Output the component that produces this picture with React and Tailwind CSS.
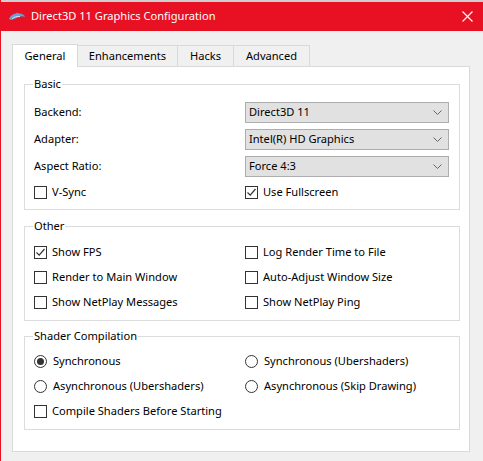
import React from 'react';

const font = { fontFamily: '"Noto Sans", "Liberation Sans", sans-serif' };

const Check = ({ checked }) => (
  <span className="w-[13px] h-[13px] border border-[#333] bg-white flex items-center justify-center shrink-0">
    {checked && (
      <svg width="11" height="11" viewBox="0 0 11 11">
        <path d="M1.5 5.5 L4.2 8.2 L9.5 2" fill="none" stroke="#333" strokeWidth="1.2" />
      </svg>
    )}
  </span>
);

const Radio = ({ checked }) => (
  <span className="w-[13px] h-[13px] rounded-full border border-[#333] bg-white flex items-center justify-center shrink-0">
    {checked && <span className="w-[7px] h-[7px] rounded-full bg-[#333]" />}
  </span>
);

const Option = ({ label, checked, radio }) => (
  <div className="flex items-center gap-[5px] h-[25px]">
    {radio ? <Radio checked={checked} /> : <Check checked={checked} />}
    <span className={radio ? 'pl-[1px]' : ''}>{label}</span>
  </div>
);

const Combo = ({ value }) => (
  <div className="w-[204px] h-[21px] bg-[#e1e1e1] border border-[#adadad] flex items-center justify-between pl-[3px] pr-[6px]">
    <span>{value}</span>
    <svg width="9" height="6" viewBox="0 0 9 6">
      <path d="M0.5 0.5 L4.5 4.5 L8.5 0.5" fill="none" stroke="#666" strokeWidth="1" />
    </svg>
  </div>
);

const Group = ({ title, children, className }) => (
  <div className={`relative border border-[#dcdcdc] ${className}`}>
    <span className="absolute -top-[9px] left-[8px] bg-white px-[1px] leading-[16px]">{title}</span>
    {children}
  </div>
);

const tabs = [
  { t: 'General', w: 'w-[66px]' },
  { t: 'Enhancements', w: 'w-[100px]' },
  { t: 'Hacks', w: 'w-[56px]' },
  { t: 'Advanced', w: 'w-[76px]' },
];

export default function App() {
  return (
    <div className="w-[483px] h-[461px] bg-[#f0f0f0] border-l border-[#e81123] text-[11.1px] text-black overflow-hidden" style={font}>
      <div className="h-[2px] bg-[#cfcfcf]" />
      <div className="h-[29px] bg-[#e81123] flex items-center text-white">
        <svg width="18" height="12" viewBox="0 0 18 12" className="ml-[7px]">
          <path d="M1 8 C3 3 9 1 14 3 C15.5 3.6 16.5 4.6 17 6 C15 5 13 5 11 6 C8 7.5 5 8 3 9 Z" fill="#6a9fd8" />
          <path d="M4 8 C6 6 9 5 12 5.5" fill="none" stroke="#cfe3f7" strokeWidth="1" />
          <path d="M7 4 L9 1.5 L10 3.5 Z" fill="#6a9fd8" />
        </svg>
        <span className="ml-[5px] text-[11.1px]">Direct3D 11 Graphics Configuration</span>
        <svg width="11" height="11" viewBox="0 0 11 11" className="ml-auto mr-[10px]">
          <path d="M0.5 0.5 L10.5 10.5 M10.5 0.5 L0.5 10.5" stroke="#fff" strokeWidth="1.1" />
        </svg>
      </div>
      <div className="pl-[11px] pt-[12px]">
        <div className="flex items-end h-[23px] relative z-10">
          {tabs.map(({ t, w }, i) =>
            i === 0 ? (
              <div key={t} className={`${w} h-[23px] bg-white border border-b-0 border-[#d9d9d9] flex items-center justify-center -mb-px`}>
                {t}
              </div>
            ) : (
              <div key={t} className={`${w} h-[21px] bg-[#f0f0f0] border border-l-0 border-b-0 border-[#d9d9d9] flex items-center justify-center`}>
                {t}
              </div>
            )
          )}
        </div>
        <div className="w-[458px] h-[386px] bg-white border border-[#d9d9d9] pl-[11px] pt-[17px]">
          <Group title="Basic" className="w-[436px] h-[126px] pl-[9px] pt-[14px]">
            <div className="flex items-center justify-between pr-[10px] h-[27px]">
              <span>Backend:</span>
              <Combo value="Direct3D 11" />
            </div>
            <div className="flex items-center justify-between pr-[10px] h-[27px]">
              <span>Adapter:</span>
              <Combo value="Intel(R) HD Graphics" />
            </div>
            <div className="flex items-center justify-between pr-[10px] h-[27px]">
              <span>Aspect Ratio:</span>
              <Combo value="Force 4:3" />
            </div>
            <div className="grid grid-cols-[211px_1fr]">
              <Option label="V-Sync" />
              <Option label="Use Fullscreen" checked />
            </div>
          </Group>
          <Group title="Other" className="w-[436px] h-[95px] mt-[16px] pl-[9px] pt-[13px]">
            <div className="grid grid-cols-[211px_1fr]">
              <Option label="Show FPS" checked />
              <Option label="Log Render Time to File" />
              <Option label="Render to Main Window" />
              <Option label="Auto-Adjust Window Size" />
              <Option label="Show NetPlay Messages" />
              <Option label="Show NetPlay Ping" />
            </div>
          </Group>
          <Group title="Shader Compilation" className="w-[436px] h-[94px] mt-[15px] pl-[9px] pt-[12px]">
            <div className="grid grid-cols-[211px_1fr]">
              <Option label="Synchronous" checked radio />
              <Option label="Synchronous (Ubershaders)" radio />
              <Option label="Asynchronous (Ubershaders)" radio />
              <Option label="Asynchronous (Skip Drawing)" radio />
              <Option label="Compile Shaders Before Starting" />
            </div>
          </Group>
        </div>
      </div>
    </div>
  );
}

★ ★ ★

- **Problem statement**
Write out the whole listing again, exactly, with no pictures.

- **Exercise response**
Output the component that produces this picture with React and Tailwind CSS.
import React from 'react';

const font = { fontFamily: '"Noto Sans", "Liberation Sans", sans-serif' };

const Check = ({ checked }) => (
  <span className="w-[13px] h-[13px] border border-[#333] bg-white flex items-center justify-center shrink-0">
    {checked && (
      <svg width="11" height="11" viewBox="0 0 11 11">
        <path d="M1.5 5.5 L4.2 8.2 L9.5 2" fill="none" stroke="#333" strokeWidth="1.2" />
      </svg>
    )}
  </span>
);

const Radio = ({ checked }) => (
  <span className="w-[13px] h-[13px] rounded-full border border-[#333] bg-white flex items-center justify-center shrink-0">
    {checked && <span className="w-[7px] h-[7px] rounded-full bg-[#333]" />}
  </span>
);

const Option = ({ label, checked, radio }) => (
  <div className="flex items-center gap-[5px] h-[25px]">
    {radio ? <Radio checked={checked} /> : <Check checked={checked} />}
    <span className={radio ? 'pl-[1px]' : ''}>{label}</span>
  </div>
);

const Combo = ({ value }) => (
  <div className="w-[204px] h-[21px] bg-[#e1e1e1] border border-[#adadad] flex items-center justify-between pl-[3px] pr-[6px]">
    <span>{value}</span>
    <svg width="9" height="6" viewBox="0 0 9 6">
      <path d="M0.5 0.5 L4.5 4.5 L8.5 0.5" fill="none" stroke="#666" strokeWidth="1" />
    </svg>
  </div>
);

const Group = ({ title, children, className }) => (
  <div className={`relative border border-[#dcdcdc] ${className}`}>
    <span className="absolute -top-[9px] left-[8px] bg-white px-[1px] leading-[16px]">{title}</span>
    {children}
  </div>
);

const tabs = [
  { t: 'General', w: 'w-[66px]' },
  { t: 'Enhancements', w: 'w-[100px]' },
  { t: 'Hacks', w: 'w-[56px]' },
  { t: 'Advanced', w: 'w-[76px]' },
];

export default function App() {
  return (
    <div className="w-[483px] h-[461px] bg-[#f0f0f0] border-l border-[#e81123] text-[11.1px] text-black overflow-hidden" style={font}>
      <div className="h-[2px] bg-[#cfcfcf]" />
      <div className="h-[29px] bg-[#e81123] flex items-center text-white">
        <svg width="18" height="12" viewBox="0 0 18 12" className="ml-[7px]">
          <path d="M1 8 C3 3 9 1 14 3 C15.5 3.6 16.5 4.6 17 6 C15 5 13 5 11 6 C8 7.5 5 8 3 9 Z" fill="#6a9fd8" />
          <path d="M4 8 C6 6 9 5 12 5.5" fill="none" stroke="#cfe3f7" strokeWidth="1" />
          <path d="M7 4 L9 1.5 L10 3.5 Z" fill="#6a9fd8" />
        </svg>
        <span className="ml-[5px] text-[11.1px]">Direct3D 11 Graphics Configuration</span>
        <svg width="11" height="11" viewBox="0 0 11 11" className="ml-auto mr-[10px]">
          <path d="M0.5 0.5 L10.5 10.5 M10.5 0.5 L0.5 10.5" stroke="#fff" strokeWidth="1.1" />
        </svg>
      </div>
      <div className="pl-[11px] pt-[12px]">
        <div className="flex items-end h-[23px] relative z-10">
          {tabs.map(({ t, w }, i) =>
            i === 0 ? (
              <div key={t} className={`${w} h-[23px] bg-white border border-b-0 border-[#d9d9d9] flex items-center justify-center -mb-px`}>
                {t}
              </div>
            ) : (
              <div key={t} className={`${w} h-[21px] bg-[#f0f0f0] border border-l-0 border-b-0 border-[#d9d9d9] flex items-center justify-center`}>
                {t}
              </div>
            )
          )}
        </div>
        <div className="w-[458px] h-[386px] bg-white border border-[#d9d9d9] pl-[11px] pt-[17px]">
          <Group title="Basic" className="w-[436px] h-[126px] pl-[9px] pt-[14px]">
            <div className="flex items-center justify-between pr-[10px] h-[27px]">
              <span>Backend:</span>
              <Combo value="Direct3D 11" />
            </div>
            <div className="flex items-center justify-between pr-[10px] h-[27px]">
              <span>Adapter:</span>
              <Combo value="Intel(R) HD Graphics" />
            </div>
            <div className="flex items-center justify-between pr-[10px] h-[27px]">
              <span>Aspect Ratio:</span>
              <Combo value="Force 4:3" />
            </div>
            <div className="grid grid-cols-[211px_1fr]">
              <Option label="V-Sync" />
              <Option label="Use Fullscreen" checked />
            </div>
          </Group>
          <Group title="Other" className="w-[436px] h-[95px] mt-[16px] pl-[9px] pt-[13px]">
            <div className="grid grid-cols-[211px_1fr]">
              <Option label="Show FPS" checked />
              <Option label="Log Render Time to File" />
              <Option label="Render to Main Window" />
              <Option label="Auto-Adjust Window Size" />
              <Option label="Show NetPlay Messages" />
              <Option label="Show NetPlay Ping" />
            </div>
          </Group>
          <Group title="Shader Compilation" className="w-[436px] h-[94px] mt-[15px] pl-[9px] pt-[12px]">
            <div className="grid grid-cols-[211px_1fr]">
              <Option label="Synchronous" checked radio />
              <Option label="Synchronous (Ubershaders)" radio />
              <Option label="Asynchronous (Ubershaders)" radio />
              <Option label="Asynchronous (Skip Drawing)" radio />
              <Option label="Compile Shaders Before Starting" />
            </div>
          </Group>
        </div>
      </div>
    </div>
  );
}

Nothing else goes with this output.